Nikolay, Please take care with RAM usage. It is very very tight on these little microcontrollers. I think the simplest way for yours is something like this: (((unsigned long)(can_databuffer[4)<<16) + ((unsigned long)(can_databuffer[5)<<8) + ((unsigned long)(can_databuffer[6)) + 5000UL) / 10000UL Not sure why you are getting a rounding error. Are you sure that the SOC hasn’t dropped between logging the data and plugging in OVMS? Here is what I get: $ echo 'ibase=16; scale=2; 07DCC0/02710' | bc 51.52 Regards, Mark.

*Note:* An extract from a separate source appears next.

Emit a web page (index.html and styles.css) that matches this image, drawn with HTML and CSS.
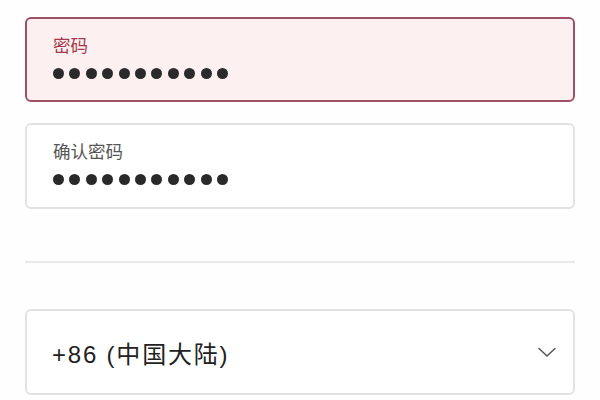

On 25 Jun, 2015, at 7:35 am, Nikolay Shishkov <nshishkov@yahoo.com> wrote:
Thanks again... I seem to not been able to grasp the idea and would appreciate a code example. For example byte1=0x07, byte2=0xDC, byte3=0xC0 If I put these in excel and calculate 7*256*256 + 220*256 + 192 I get 520264. Then when I divide this by 10000, I get 52.0264. And this matches the 52% shown by the car.
Currently my code for this conversion is: sv1 = (unsigned long)can_databuffer[4]; sv1 = sv1*65536UL; sv2 = (unsigned long)can_databuffer[5]; sv2 = sv2*256UL; sv3 = (unsigned long)can_databuffer[6]; sv3 = sv3;
car_SOC = (char)((unsigned long)(sv1 + sv2 + sv3 + 5000UL)/10000UL);
And the result for car_SOC is 49. How is this possible? And what would be the correct way to put these 3 bytes together and divide them by 10000 to get to the final value in char?
Thanks in advance, Nikolay
On Monday, June 22, 2015 3:58 PM, Mark Webb-Johnson <mark@webb-johnson.net> wrote:
Division is kind of nasty in 8bit. Actually very nasty. Unless you are dividing by 2, 4, 8, 16, etc. Divide by 2^N is the same as >>N, and that is the shortcut you want to do if at all possible.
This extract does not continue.